John Dunn, Assistant Professor of Fine Arts, Northwestern State University of Louisiana
Courses Taught Fine Arts Survey, Music Theory
Original Source YouTube
Suggested forPerforming Arts Appreciation, Fine Arts Survey, Aesthetics
- Introduction: Riverdance was a wildly successful theatrical production based around traditional Irish stepdancing. While it was responsible for an enormous worldwide surge of interest in stepdancing, it was also criticized for commercializing the art form and for pandering to the audience with elements such as this “Russian Whirling Dervish” act which is not only not Irish but appears to be barely Russian. Many of the critics, however, were ignorant of the history of stepdancing which itself was heavily shaped by dance masters trained on the continent and by other non-Irish influences. Furthermore, modern stepdancing is a competitive sport which has evolved rapidly as participants seek any advantage such as a flashy costume or a new step (including recently rising up briefly en pointe). Riverdance itself started life as a competitive entry in the annual Eurovision Song/Dance contest and thus had to be appealing to a mass audience in order to win. Thus it may be observed that today’s “bastardization” becomes tomorrow’s tradition, and that, to the extent that art is intended to please an audience (or a judge), it must always have some level of “commercial” appeal.
- After viewing the clip and participating in the discussion, students will be able todescribe the extent to which the show “Riverdance” was designed to appeal to a mass audience rather than a narrow group of devotees of Irish culture.

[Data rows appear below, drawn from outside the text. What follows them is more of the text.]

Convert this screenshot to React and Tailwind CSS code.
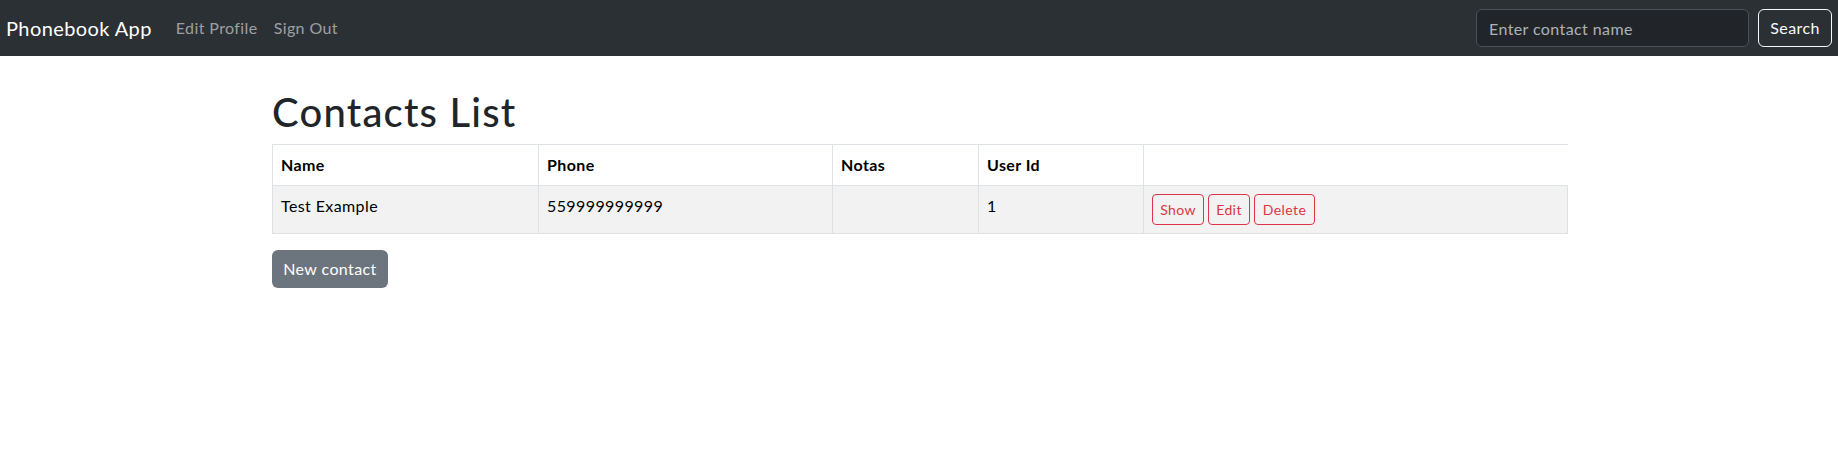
import React, { useState } from "react";

const contacts = [
  { id: 1, name: "Test Example", phone: "559999999999", notes: "", userId: 1 },
];

const Navbar = () => {
  const [query, setQuery] = useState("");

  return (
    <nav className="h-14 bg-[#2b3035] flex items-center px-[6px]">
      <a href="#" className="text-[20px] leading-[30px] text-white mr-4">
        Phonebook App
      </a>
      <div className="flex items-center">
        <a href="#" className="px-2 text-[rgba(255,255,255,0.55)]">
          Edit Profile
        </a>
        <a href="#" className="px-2 text-[rgba(255,255,255,0.55)]">
          Sign Out
        </a>
      </div>
      <form className="ml-auto flex items-center gap-[9px]" onSubmit={(e) => e.preventDefault()}>
        <input
          type="search"
          value={query}
          onChange={(e) => setQuery(e.target.value)}
          placeholder="Enter contact name"
          className="w-[273px] h-[38px] px-3 rounded-md bg-[#212529] border border-[#495057] text-[#dee2e6] placeholder:text-[rgba(222,226,230,0.75)] outline-none"
        />
        <button className="h-[38px] w-[74px] rounded-md border border-[#f8f9fa] text-[#f8f9fa]">
          Search
        </button>
      </form>
    </nav>
  );
};

const OutlineButton = ({ label, width }) => (
  <button
    className={`h-[31px] ${width} rounded border border-[#dc3545] text-[#dc3545] text-[14px] text-center`}
  >
    {label}
  </button>
);

export default function App() {
  return (
    <div className="min-h-screen bg-white text-[#212529] text-[16px] leading-6 tracking-[0.025em] font-['Lato','Liberation_Sans',sans-serif]">
      <Navbar />
      <main className="w-[1320px] mx-auto pl-[13px] pr-[11px] pt-8">
        <h1 className="text-[40px] leading-[48px] font-medium tracking-[0.03em] mb-2">Contacts List</h1>

        <table className="w-full table-fixed border-collapse text-black mb-4">
          <colgroup>
            <col className="w-[266px]" />
            <col className="w-[294px]" />
            <col className="w-[146px]" />
            <col className="w-[165px]" />
            <col />
          </colgroup>
          <thead>
            <tr className="border-y border-[#dee2e6]">
              <th className="border-x border-[#dee2e6] p-2 text-left font-bold align-bottom">Name</th>
              <th className="border-x border-[#dee2e6] p-2 text-left font-bold align-bottom">Phone</th>
              <th className="border-x border-[#dee2e6] p-2 text-left font-bold align-bottom">Notas</th>
              <th className="border-x border-[#dee2e6] p-2 text-left font-bold align-bottom">User Id</th>
            </tr>
          </thead>
          <tbody>
            {contacts.map((c) => (
              <tr key={c.id} className="border-y border-[#dee2e6] bg-[#f2f2f2]">
                <td className="border-x border-[#dee2e6] p-2 align-top">{c.name}</td>
                <td className="border-x border-[#dee2e6] p-2 align-top">{c.phone}</td>
                <td className="border-x border-[#dee2e6] p-2 align-top">{c.notes}</td>
                <td className="border-x border-[#dee2e6] p-2 align-top">{c.userId}</td>
                <td className="border-x border-[#dee2e6] p-2 align-top">
                  <div className="flex gap-[4px]">
                    <OutlineButton label="Show" width="w-[52px]" />
                    <OutlineButton label="Edit" width="w-[42px]" />
                    <OutlineButton label="Delete" width="w-[61px]" />
                  </div>
                </td>
              </tr>
            ))}
          </tbody>
        </table>

        <button className="h-[38px] w-[116px] rounded-md bg-[#6c757d] text-white">
          New contact
        </button>
      </main>
    </div>
  );
}
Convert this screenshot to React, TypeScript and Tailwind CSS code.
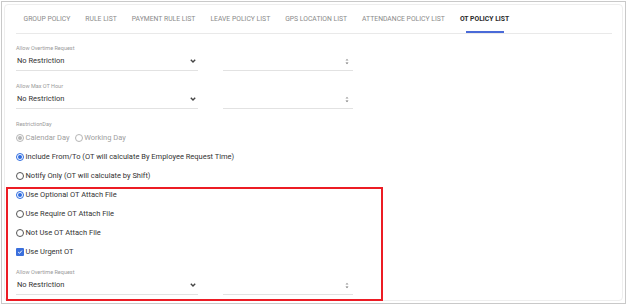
import React from "react";

const tabs = [
  "GROUP POLICY",
  "RULE LIST",
  "PAYMENT RULE LIST",
  "LEAVE POLICY LIST",
  "GPS LOCATION LIST",
  "ATTENDANCE POLICY LIST",
  "OT POLICY LIST",
];

function Chevron() {
  return (
    <svg width="6" height="4" viewBox="0 0 6 4" className="mr-[2px]">
      <path d="M0.8 0.8 L3 3 L5.2 0.8" fill="none" stroke="#444" strokeWidth="1.4" />
    </svg>
  );
}

function Spinner() {
  return (
    <svg width="4" height="7" viewBox="0 0 4 7" className="mr-[4px]">
      <path d="M0.5 2.5 L2 0.8 L3.5 2.5 Z" fill="#9a9a9a" />
      <path d="M0.5 4.5 L2 6.2 L3.5 4.5 Z" fill="#777" />
    </svg>
  );
}

function SelectField({ label }: { label: string }) {
  return (
    <div>
      <div className="text-[5.5px] leading-[7px] text-[#9a9a9a]">{label}</div>
      <div className="flex gap-[25px]">
        <div className="w-[182px] h-[19px] flex items-center justify-between border-b border-[#e2e2e2] pl-[1px]">
          <span className="text-[7.5px] text-[#333]">No Restriction</span>
          <Chevron />
        </div>
        <div className="w-[130px] h-[19px] flex items-center justify-end border-b border-[#e2e2e2]">
          <Spinner />
        </div>
      </div>
    </div>
  );
}

function Radio({ checked, disabled, label }: { checked?: boolean; disabled?: boolean; label: string }) {
  const ring = disabled ? "border-[#b5b5b5]" : checked ? "border-[#2d6be0]" : "border-[#555]";
  const dot = disabled ? "bg-[#b5b5b5]" : "bg-[#2d6be0]";
  return (
    <div className="flex items-center h-[19px]">
      <span className={`w-[8px] h-[8px] rounded-full border ${ring} flex items-center justify-center`}>
        {checked && <span className={`w-[4px] h-[4px] rounded-full ${dot}`} />}
      </span>
      <span className={`ml-[1.5px] text-[7.5px] ${disabled ? "text-[#a0a0a0]" : "text-[#333]"}`}>{label}</span>
    </div>
  );
}

export default function App() {
  return (
    <div className="w-[628px] h-[305px] bg-white pl-[1px] pt-[1px]" style={{ fontFamily: "Roboto, 'Liberation Sans', sans-serif" }}>
      <div className="relative w-[625px] h-[303px] border border-[#c9c9c9] p-[2px]">
        <div className="h-full rounded-[4px] border border-[#eeeeee] pl-[11px] pr-[10px] pt-[1px]">
          {/* tabs */}
          <div className="flex h-[28px] items-center pb-[1px] border-b border-[#e9e9e9]">
            {tabs.map((t) => {
              const active = t === "OT POLICY LIST";
              return (
                <div key={t} className="relative h-full flex items-center px-[7.5px]">
                  <span
                    className={`text-[6.8px] ${active ? "font-bold text-[#2a2a2a]" : "text-[#8a8a8a]"}`}
                  >
                    {t}
                  </span>
                  {active && (
                    <span className="absolute left-1/2 -translate-x-1/2 bottom-[-1px] w-[38px] h-[2px] bg-[#4a6ad8]" />
                  )}
                </div>
              );
            })}
          </div>

          <div className="pt-[11px]">
            <SelectField label="Allow Overtime Request" />
            <div className="mt-[12px]">
              <SelectField label="Allow Max OT Hour" />
            </div>

            <div className="mt-[12px] text-[5.5px] leading-[7px] text-[#9a9a9a]">RestrictionDay</div>
            <div className="flex gap-[5px]">
              <Radio checked disabled label="Calendar Day" />
              <Radio disabled label="Working Day" />
            </div>
            <Radio checked label="Include From/To (OT will calculate By Employee Request Time)" />
            <Radio label="Notify Only (OT will calculate by Shift)" />
            <Radio checked label="Use Optional OT Attach File" />
            <Radio label="Use Require OT Attach File" />
            <Radio label="Not Use OT Attach File" />
            <div className="flex items-center h-[19px]">
              <span className="w-[8px] h-[8px] rounded-[1px] bg-[#3a6fdc] flex items-center justify-center">
                <svg width="6" height="6" viewBox="0 0 6 6">
                  <path d="M1.2 3.1 L2.5 4.3 L4.9 1.6" fill="none" stroke="white" strokeWidth="1" />
                </svg>
              </span>
              <span className="ml-[1.5px] text-[7.5px] text-[#333]">Use Urgent OT</span>
            </div>
            <div className="mt-[8px]">
              <SelectField label="Allow Overtime Request" />
            </div>
          </div>
        </div>

        {/* annotation overlay */}
        <div className="absolute left-[4px] top-[185px] w-[377px] h-[114px] border-2 border-[#ec1c24]" />
      </div>
    </div>
  );
}
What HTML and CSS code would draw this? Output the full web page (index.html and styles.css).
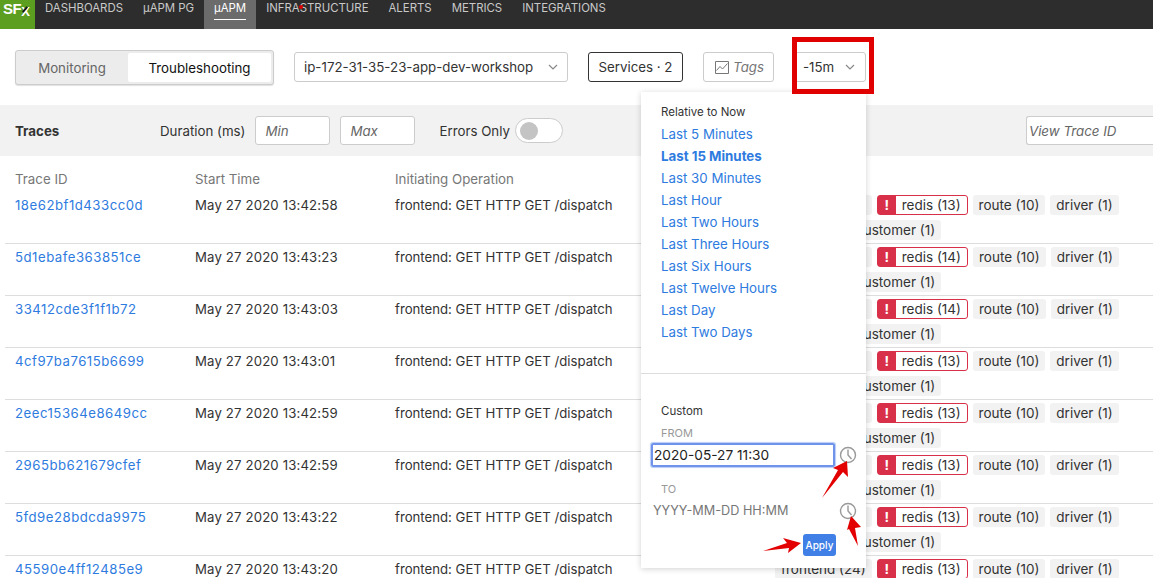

- Students will be able to discuss the idea that all art is required to have some level of commercial appeal and whether they agree or disagree.
- They will be able to present arguments for and against the commercialization and popularization of traditional art forms.
- Before showing the video, ask students how many of them have seen or heard of “Riverdance.” For any that have not, give a brief history of the show, including the fact that it started out as an entry in a European-wide contest.
- Tell students that the show advertized itself as representing “the very best of Irish culture” then play the clip and ask students if they consider that to be a fair claim.
- Note that, in addition to the “Whirling Dervish” segment, the show also included gospel music, Flamenco, and other non-Irish elements, as well as taking significant artistic license with the Irish music and dance it did contain.
- Ask students why, if the show was intended to showcase traditional Irish music and dance, it didn’t simply do so in a straightforward manner. Were the changes intended as artistic experimentation or just a way to sell more tickets?
- Lead a discussion involving the following question: Does a commercial venture, like Riverdance, have any obligation to maintain “authenticity” when presenting a show based on traditional art forms?
- Continue the discussion by asking if the students think it is ever possible to be a “popularizer” while accurately representing what it is you are popularizing?
- A third question: Can a person be considered an artist if they appear to be more concerned about making money than making art?
- Finally, ask students to cite examples where other artists have been accused of “selling out.” [Elvis wearing gold jump suits, Ravel writing "Bolero," etc.] Where do they stand on the debate?